Scientific classification
- Kingdom: Animalia
- Phylum: Chordata
- Class: Aves
- Order: Psittaciformes
- Family: Psittaculidae
- Genus: Eunymphicus
- Species: E. cornutus
- Binomial name: Eunymphicus cornutus (Gmelin, 1788)

= Horned parakeet =

- Genus: Eunymphicus
- Species: cornutus
- Authority: (Gmelin, 1788)
- Conservation status: VU

Species of bird

The horned parakeet (Eunymphicus cornutus) is a species of parrot in the genus Eunymphicus, in the family Psittaculidae. It is a medium-sized parrot endemic to New Caledonia. It is called "horned" because it has two black feathers that protrude from the head and have red tips.

==Taxonomy==
The horned parakeet was formally described in 1788 by the German naturalist Johann Friedrich Gmelin in his revised and expanded edition of Carl Linnaeus's Systema Naturae. He placed it with all the other parrots in the genus Psittacus and coined the binomial name Psittacus cornutus. Gmelin based his description on the "horned parrot" that had been described and illustrated in 1781 by the English ornithologist John Latham in his A General Synopsis of Birds. Latham's specimen had been obtained from New Caledonia during Captain James Cook's first voyage to the south Pacific Ocean. The specimen formed part of the collection of Joseph Banks. The horned parakeet is now placed with the Ouvea parakeet in the genus Eunymphicus that was introduced in 1937 by the American ornithologist James L. Peters. The genus name combines the Ancient Greek eu meaning "true" and the genus name Nymphicus that had been introduce in 1832 by Johann Georg Wagler for the cockatiel. The specific epithet cornutus is Latin meaning "horned".

In 1998, it was found through DNA studies that Eunymphicus cornutus, the horned parakeet, and Eunymphicus uvaeensis, the Ouvea parakeet, were two separate species.

== Description==
Adult birds usually measure approximately 32 cm (or about 14 inches) in length, including the tail. Like many parrots, the horned parakeet is primarily green in color. This parrot has a yellowish nape with a black and red face and bluish wings and tail. Its most striking feature is a two-feather black crest, with the crest feathers tipped in red.

It makes a nasal "kho-khoot" contact call, and also makes a wide range of shrieks and chuckles.

==Distribution and habitat==
The horned parakeet is endemic to New Caledonia.
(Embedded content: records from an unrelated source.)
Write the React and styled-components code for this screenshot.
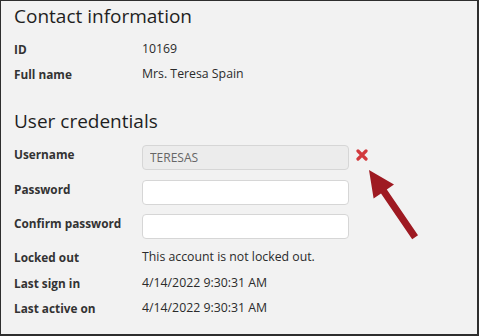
import React from "react";
import styled, { createGlobalStyle } from "styled-components";

const GlobalStyle = createGlobalStyle`
  html, body {
    margin: 0;
    padding: 0;
    background: #f2f2f2;
  }
  body {
    font-family: "Open Sans", "Liberation Sans", sans-serif;
    color: #2b2b2b;
  }
`;

const contact = [
  { label: "ID", value: "10169" },
  { label: "Full name", value: "Mrs. Teresa Spain" },
];

const credentials = [
  { label: "Username", value: "TERESAS", disabled: true, error: true },
  { label: "Password", value: "" },
  { label: "Confirm password", value: "" },
];

const status = [
  { label: "Locked out", value: "This account is not locked out." },
  { label: "Last sign in", value: "4/14/2022 9:30:31 AM" },
  { label: "Last active on", value: "4/14/2022 9:30:31 AM" },
];

function ErrorMark() {
  return (
    <svg width="12" height="12" viewBox="0 0 12 12">
      <path
        d="M2 2 L10 10 M10 2 L2 10"
        stroke="#d2393d"
        strokeWidth="3.2"
        strokeLinecap="round"
      />
    </svg>
  );
}

function Arrow() {
  return (
    <StyledArrow width="479" height="336" viewBox="0 0 479 336">
      <polygon
        points="369,170 394,184.4 386.8,189.6 418,235.2 412.2,239.2 381,193.6 373.6,198.6"
        fill="#9e1a22"
      />
    </StyledArrow>
  );
}

export default function App() {
  return (
    <>
      <GlobalStyle />
      <StyledFrame>
        <StyledHeading>Contact information</StyledHeading>
        <StyledGroup>
          {contact.map((row) => (
            <StyledRow key={row.label}>
              <StyledLabel>{row.label}</StyledLabel>
              <StyledValue>{row.value}</StyledValue>
            </StyledRow>
          ))}
        </StyledGroup>

        <StyledHeading second>User credentials</StyledHeading>
        <StyledFields>
          {credentials.map((row) => (
            <StyledFieldRow key={row.label}>
              <StyledLabel top>{row.label}</StyledLabel>
              <StyledInput
                type="text"
                defaultValue={row.value}
                disabled={row.disabled}
              />
              {row.error && (
                <StyledMark>
                  <ErrorMark />
                </StyledMark>
              )}
            </StyledFieldRow>
          ))}
        </StyledFields>

        <StyledStatus>
          {status.map((row) => (
            <StyledRow key={row.label} tall>
              <StyledLabel>{row.label}</StyledLabel>
              <StyledValue>{row.value}</StyledValue>
            </StyledRow>
          ))}
        </StyledStatus>
        <Arrow />
      </StyledFrame>
    </>
  );
}

const StyledFrame = styled.div`
  position: relative;
  width: 479px;
  height: 336px;
  box-sizing: border-box;
  background: #f2f2f2;
  border-style: solid;
  border-color: #2e2e2e;
  border-width: 1px 2px 2px 1px;
  padding: 3px 0 0 13px;
  overflow: hidden;
`;

const StyledHeading = styled.h2`
  margin: ${({ second }) => (second ? "22.5px" : "0")} 0 0 0;
  font-size: 19px;
  line-height: 24px;
  font-weight: 500;
  color: #1f1f1f;
`;

const StyledGroup = styled.div`
  margin-top: 8.5px;
`;

const StyledRow = styled.div`
  display: grid;
  grid-template-columns: 128px 1fr;
  align-items: center;
  height: ${({ tall }) => (tall ? "25.5px" : "25px")};
`;

const StyledLabel = styled.div`
  font-size: 11.8px;
  font-weight: 700;
  color: #333;
  align-self: ${({ top }) => (top ? "start" : "center")};
  line-height: 18px;
`;

const StyledValue = styled.div`
  font-size: 12.3px;
  color: #2b2b2b;
  line-height: 18px;
`;

const StyledFields = styled.div`
  margin-top: 12px;
  display: flex;
  flex-direction: column;
  gap: 9.5px;
`;

const StyledFieldRow = styled.div`
  display: grid;
  grid-template-columns: 128px 207px 20px;
  align-items: center;
  height: 25px;
`;

const StyledInput = styled.input`
  box-sizing: border-box;
  width: 207px;
  height: 25px;
  margin: 0;
  padding: 0 7px;
  border: 1px solid #d6d6d6;
  border-radius: 4px;
  background: #fff;
  font-family: "Open Sans", "Liberation Sans", sans-serif;
  font-size: 12px;
  color: #666;
  outline: none;

  &:disabled {
    background: #ececec;
    color: #666;
  }
`;

const StyledMark = styled.span`
  display: flex;
  align-items: center;
  padding-left: 7px;
  margin-top: -6px;
`;

const StyledStatus = styled.div`
  margin-top: 5.5px;
`;

const StyledArrow = styled.svg`
  position: absolute;
  left: -1px;
  top: -1px;
  pointer-events: none;
`;
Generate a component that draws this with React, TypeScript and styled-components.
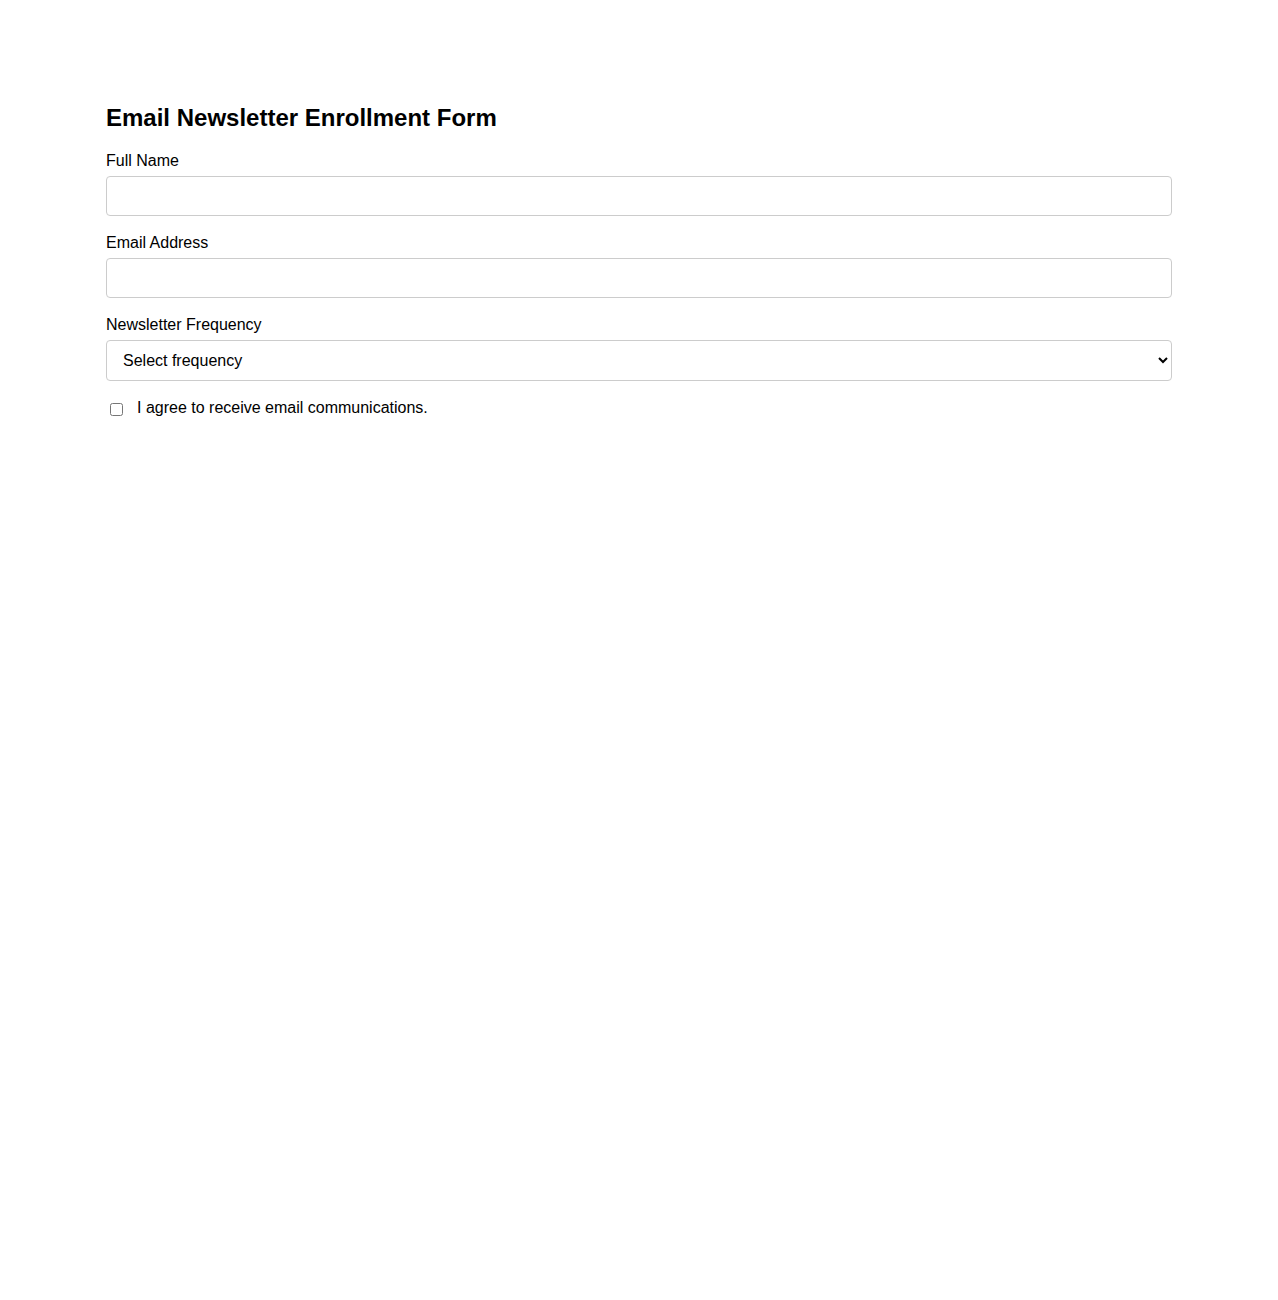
import React, { FC, useState } from 'react'
import styled, { createGlobalStyle } from 'styled-components'

const GlobalStyle = createGlobalStyle`
	body {
		margin: 0;
		background: #ffffff;
		font-family: 'Liberation Sans', Arial, sans-serif;
		color: #000000;
	}
`

const Page = styled.div`
	max-width: 1066px;
	margin: 0 auto;
	padding-top: 104px;
`

const Title = styled.h2`
	font-size: 24px;
	font-weight: bold;
	margin: 0 0 20px;
	line-height: 28px;
`

const Field = styled.div`
	display: flex;
	flex-direction: column;
	margin-bottom: 18px;
`

const Label = styled.label`
	font-size: 16px;
	line-height: 18px;
	margin-bottom: 6px;
`

const TextInput = styled.input`
	height: 40px;
	box-sizing: border-box;
	padding: 10px;
	font-size: 16px;
	font-family: inherit;
	border: 1px solid #cccccc;
	border-radius: 4px;
	outline: none;
`

const Select = styled.select`
	height: 41px;
	box-sizing: border-box;
	padding: 10px 12px;
	font-size: 16px;
	font-family: inherit;
	color: #000000;
	background: #ffffff;
	border: 1px solid #cccccc;
	border-radius: 4px;
	outline: none;
`

const CheckRow = styled.label`
	display: flex;
	align-items: center;
	font-size: 16px;
	line-height: 18px;
`

const Checkbox = styled.input`
	margin: 3px 14px 0 4px;
`

const App: FC = () => {
	const [agreed, setAgreed] = useState(false)

	return (
		<Page>
			<GlobalStyle />
			<Title>Email Newsletter Enrollment Form</Title>
			<form onSubmit={(e) => e.preventDefault()}>
				<Field>
					<Label htmlFor="fullName">Full Name</Label>
					<TextInput id="fullName" type="text" />
				</Field>
				<Field>
					<Label htmlFor="email">Email Address</Label>
					<TextInput id="email" type="email" />
				</Field>
				<Field>
					<Label htmlFor="frequency">Newsletter Frequency</Label>
					<Select id="frequency" defaultValue="">
						<option value="">Select frequency</option>
						<option value="daily">Daily</option>
						<option value="weekly">Weekly</option>
						<option value="monthly">Monthly</option>
					</Select>
				</Field>
				<CheckRow>
					<Checkbox type="checkbox" checked={agreed} onChange={() => setAgreed(!agreed)} />
					I agree to receive email communications.
				</CheckRow>
			</form>
		</Page>
	)
}

export default App
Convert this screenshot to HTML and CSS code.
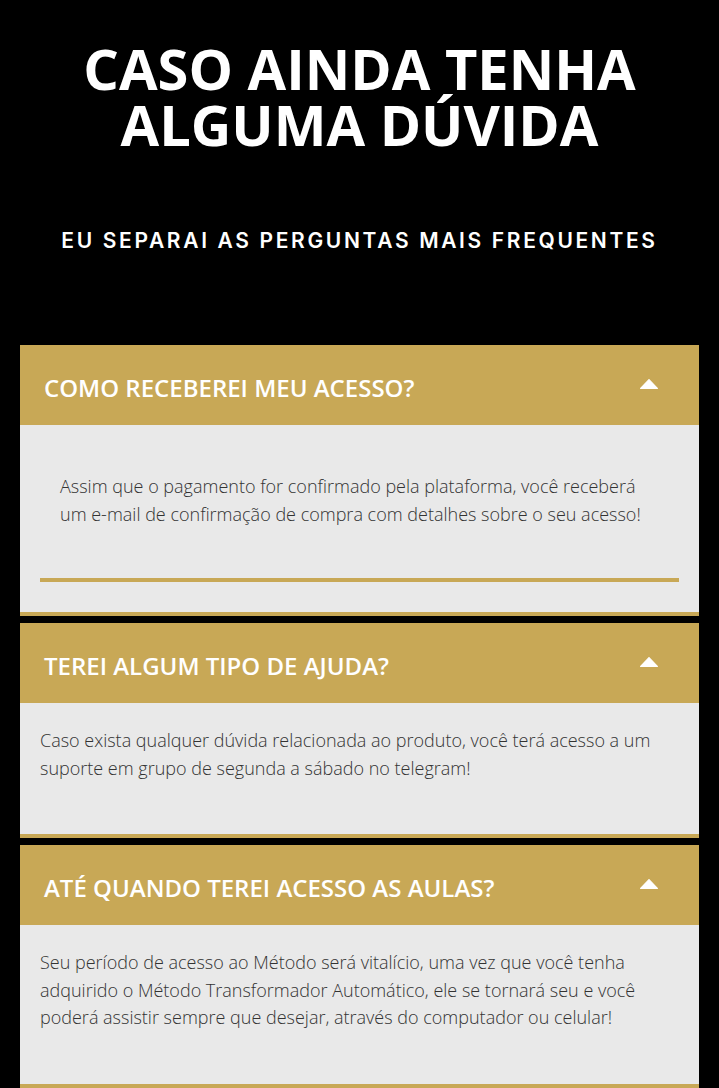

It preferentially selects rainforest and laurel forest habitat, but will accept scrublands or savannah. It lives in humid pine forests on New Caledonia, especially when Agathis and Araucaria pines are present.

==Behaviour and ecology==
Small family groups, or pairs, will forage in the canopy for their diet of nuts and seeds.

===Breeding===
Horned parakeets will nest either on or near the ground, and also in hollowed-out logs, or nest hollows in dead trees. Uncommon among parrots, horned parakeets have been reported nest-sharing. The number of eggs laid is usually 2–4. Incubation lasts 21–22 days (in captivity) and the time from hatching to fledging is approximately 5 to 6 weeks (again, in captivity).

== Status ==
This bird has declined since the 1880s, but it is still found in some range on New Caledonia and recent population estimates believe that there are over 5000 birds left. The main threats to the horned parakeet are the black rat, the wildcat, the introduced Rusa deer, logging, La Nina (wet) years, and Psittacine beak and feather disease, a severe virus which is known to affect ~42 species of parrots. Humans poaching the birds for local trade is rare, because the birds' nests are difficult to find, and more importantly, there are no ingrained local customs regarding keeping birds as pets.

The horned parakeet is listed by the IUCN as Vulnerable, due to their restricted range and small, declining population size. These parrots are listed as CITES I as of year 2000, meaning all international commerce regarding the species is prohibited. In 2014, the European Union listed the species as Annex A, which means all intra-EU trade is prohibited. The parrots are also fully protected under New Caledonian law.